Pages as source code
[Begin]

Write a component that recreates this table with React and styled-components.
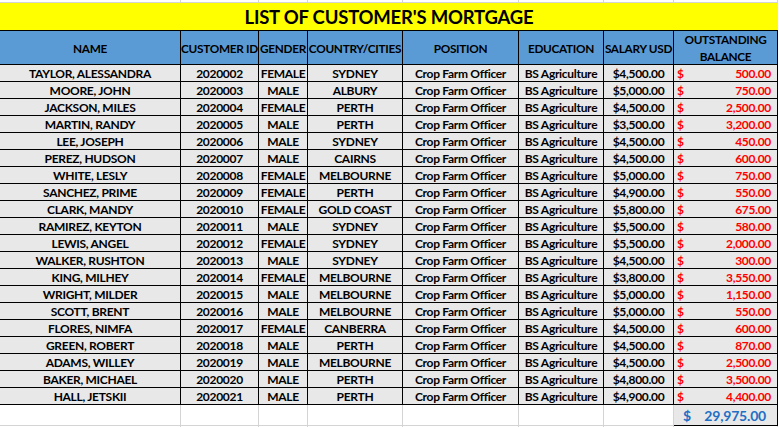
import React from 'react'
import styled, { createGlobalStyle, css } from 'styled-components'

const GlobalStyle = createGlobalStyle`
  html, body {
    margin: 0;
    padding: 0;
    background: #ffffff;
  }
  body {
    font-family: Lato, "Liberation Sans", sans-serif;
    color: #000000;
  }
`

const COLS = '181px 78px 49px 95px 116px 85px 70px 104px'

const customers = [
  ['TAYLOR, ALESSANDRA', '2020002', 'FEMALE', 'SYDNEY', '$4,500.00', '500.00'],
  ['MOORE, JOHN', '2020003', 'MALE', 'ALBURY', '$5,000.00', '750.00'],
  ['JACKSON, MILES', '2020004', 'FEMALE', 'PERTH', '$4,500.00', '2,500.00'],
  ['MARTIN, RANDY', '2020005', 'MALE', 'PERTH', '$3,500.00', '3,200.00'],
  ['LEE, JOSEPH', '2020006', 'MALE', 'SYDNEY', '$4,500.00', '450.00'],
  ['PEREZ, HUDSON', '2020007', 'MALE', 'CAIRNS', '$4,500.00', '600.00'],
  ['WHITE, LESLY', '2020008', 'FEMALE', 'MELBOURNE', '$5,000.00', '750.00'],
  ['SANCHEZ, PRIME', '2020009', 'FEMALE', 'PERTH', '$4,900.00', '550.00'],
  ['CLARK, MANDY', '2020010', 'FEMALE', 'GOLD COAST', '$5,800.00', '675.00'],
  ['RAMIREZ, KEYTON', '2020011', 'MALE', 'SYDNEY', '$5,500.00', '580.00'],
  ['LEWIS, ANGEL', '2020012', 'FEMALE', 'SYDNEY', '$5,500.00', '2,000.00'],
  ['WALKER, RUSHTON', '2020013', 'MALE', 'SYDNEY', '$4,500.00', '300.00'],
  ['KING, MILHEY', '2020014', 'FEMALE', 'MELBOURNE', '$3,800.00', '3,550.00'],
  ['WRIGHT, MILDER', '2020015', 'MALE', 'MELBOURNE', '$5,000.00', '1,150.00'],
  ['SCOTT, BRENT', '2020016', 'MALE', 'MELBOURNE', '$5,000.00', '550.00'],
  ['FLORES, NIMFA', '2020017', 'FEMALE', 'CANBERRA', '$4,500.00', '600.00'],
  ['GREEN, ROBERT', '2020018', 'MALE', 'PERTH', '$4,500.00', '870.00'],
  ['ADAMS, WILLEY', '2020019', 'MALE', 'MELBOURNE', '$4,500.00', '2,500.00'],
  ['BAKER, MICHAEL', '2020020', 'MALE', 'PERTH', '$4,800.00', '3,500.00'],
  ['HALL, JETSKII', '2020021', 'MALE', 'PERTH', '$4,900.00', '4,400.00'],
]

const Sheet = styled.div`
  width: 779px;
  height: 427px;
  overflow: hidden;
  background: #ffffff;
`

const Row = styled.div`
  display: grid;
  grid-template-columns: ${COLS};
  height: ${p => p.h}px;
`

const GridCell = styled.div`
  box-sizing: border-box;
  border-right: 1px solid #d4d4d4;
  border-bottom: 1px solid #d4d4d4;
`

const Title = styled.div`
  box-sizing: border-box;
  height: 28px;
  width: 778px;
  background: #ffff00;
  border-bottom: 1px solid #000;
  display: flex;
  align-items: center;
  justify-content: center;
  font-size: 18.5px;
  font-weight: 700;
  letter-spacing: -0.2px;
  color: #000;
  padding-top: 1px;
`

const Cell = styled.div`
  box-sizing: border-box;
  border-right: 1px solid #000;
  border-bottom: 1px solid #000;
  background: ${p => (p.head ? '#5b9bd5' : '#e8e8e8')};
  font-size: 12px;
  font-weight: 700;
  letter-spacing: -0.3px;
  line-height: 16px;
  white-space: nowrap;
  overflow: hidden;
  display: flex;
  align-items: center;
  justify-content: center;
  text-align: center;
  padding-top: 1px;
  ${p => p.head && css`
    line-height: 17px;
    font-size: 11.8px;
  `}
  ${p => p.wrap && css`
    white-space: normal;
  `}
`

const Money = styled(Cell)`
  justify-content: space-between;
  color: #ff0000;
  padding: 1px 6px 0 3px;
  ${p => p.total && css`
    color: #1f6fc5;
    font-size: 14px;
    letter-spacing: -0.2px;
    padding: 1px 11px 0 9px;
    background: #e8e8e8;
  `}
`

const App = () => {
  return (
    <Sheet>
      <GlobalStyle />
      <Row h={3}>
        {Array.from({ length: 8 }).map((_, i) => <GridCell key={i} />)}
      </Row>
      <Title>LIST OF CUSTOMER'S MORTGAGE</Title>
      <Row h={34}>
        <Cell head>NAME</Cell>
        <Cell head>CUSTOMER ID</Cell>
        <Cell head>GENDER</Cell>
        <Cell head>COUNTRY/CITIES</Cell>
        <Cell head>POSITION</Cell>
        <Cell head>EDUCATION</Cell>
        <Cell head>SALARY USD</Cell>
        <Cell head wrap>OUTSTANDING BALANCE</Cell>
      </Row>
      {customers.map(([name, id, gender, city, salary, balance]) => (
        <Row h={17} key={id}>
          <Cell>{name}</Cell>
          <Cell>{id}</Cell>
          <Cell>{gender}</Cell>
          <Cell>{city}</Cell>
          <Cell>Crop Farm Officer</Cell>
          <Cell>BS Agriculture</Cell>
          <Cell>{salary}</Cell>
          <Money>
            <span>$</span>
            <span>{balance}</span>
          </Money>
        </Row>
      ))}
      <Row h={21}>
        {Array.from({ length: 7 }).map((_, i) => <GridCell key={i} />)}
        <Money total>
          <span>$</span>
          <span>29,975.00</span>
        </Money>
      </Row>
      <Row h={6}>
        {Array.from({ length: 8 }).map((_, i) => <GridCell key={i} />)}
      </Row>
    </Sheet>
  )
}

export default App
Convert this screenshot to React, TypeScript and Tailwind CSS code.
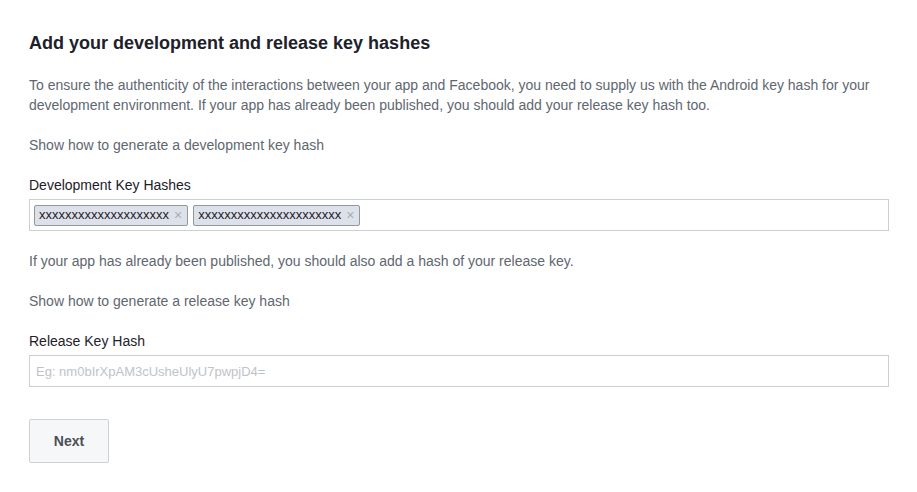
import React from 'react';

const tokens = ['xxxxxxxxxxxxxxxxxxxx', 'xxxxxxxxxxxxxxxxxxxxxx'];

export default function App() {
  return (
    <div className="min-h-screen bg-white font-['Liberation_Sans',Arial,sans-serif] text-[14px]">
      <div className="pl-[29px] pr-[29px] pt-[31px] w-[917px]">
        <h1 className="text-[18px] leading-[24px] font-bold text-[#1d2129]">
          Add your development and release key hashes
        </h1>

        <p className="mt-[20px] leading-[20px] text-[#606770]">
          To ensure the authenticity of the interactions between your app and Facebook, you need to supply us with the Android key hash for your development environment. If your app has already been published, you should add your release key hash too.
        </p>

        <div className="mt-[20px] leading-[20px] text-[#606770]">Show how to generate a development key hash</div>

        <label className="block mt-[20px] leading-[20px] text-[#1d2129]">Development Key Hashes</label>
        <div className="mt-[4px] h-[32px] w-[860px] border border-[#ccd0d5] flex items-center gap-[5px] px-[4px]">
          {tokens.map((t) => (
            <span
              key={t}
              className="flex items-center h-[21px] pl-[4px] pr-[5px] gap-[5px] bg-[#dde1ea] border border-[#9197a3] rounded-[2px] text-[13px] text-[#1d2129]"
            >
              {t}
              <span className="text-[#a8adb7] text-[14px] leading-none">×</span>
            </span>
          ))}
        </div>

        <p className="mt-[20px] leading-[20px] text-[#606770]">
          If your app has already been published, you should also add a hash of your release key.
        </p>

        <div className="mt-[20px] leading-[20px] text-[#606770]">Show how to generate a release key hash</div>

        <label className="block mt-[20px] leading-[20px] text-[#1d2129]">Release Key Hash</label>
        <input
          className="mt-[4px] block h-[32px] w-[860px] border border-[#ccd0d5] px-[6px] text-[13px] outline-none placeholder:text-[#bec3c9]"
          placeholder="Eg: nm0bIrXpAM3cUsheUlyU7pwpjD4="
        />

        <button className="mt-[32px] h-[44px] w-[80px] border border-[#ced0d4] bg-[#f6f7f9] rounded-[2px] font-bold text-[#4b4f56] text-[14px]">
          Next
        </button>
      </div>
    </div>
  );
}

[End]

• **Given request**: Pictures do not belong in the copy. Repeat only the lines from the top of the records through the line containing "const COLS = '181px".

• **Response to this task**:
Write a component that recreates this table with React and styled-components.
import React from 'react'
import styled, { createGlobalStyle, css } from 'styled-components'

const GlobalStyle = createGlobalStyle`
  html, body {
    margin: 0;
    padding: 0;
    background: #ffffff;
  }
  body {
    font-family: Lato, "Liberation Sans", sans-serif;
    color: #000000;
  }
`

const COLS = '181px 78px 49px 95px 116px 85px 70px 104px'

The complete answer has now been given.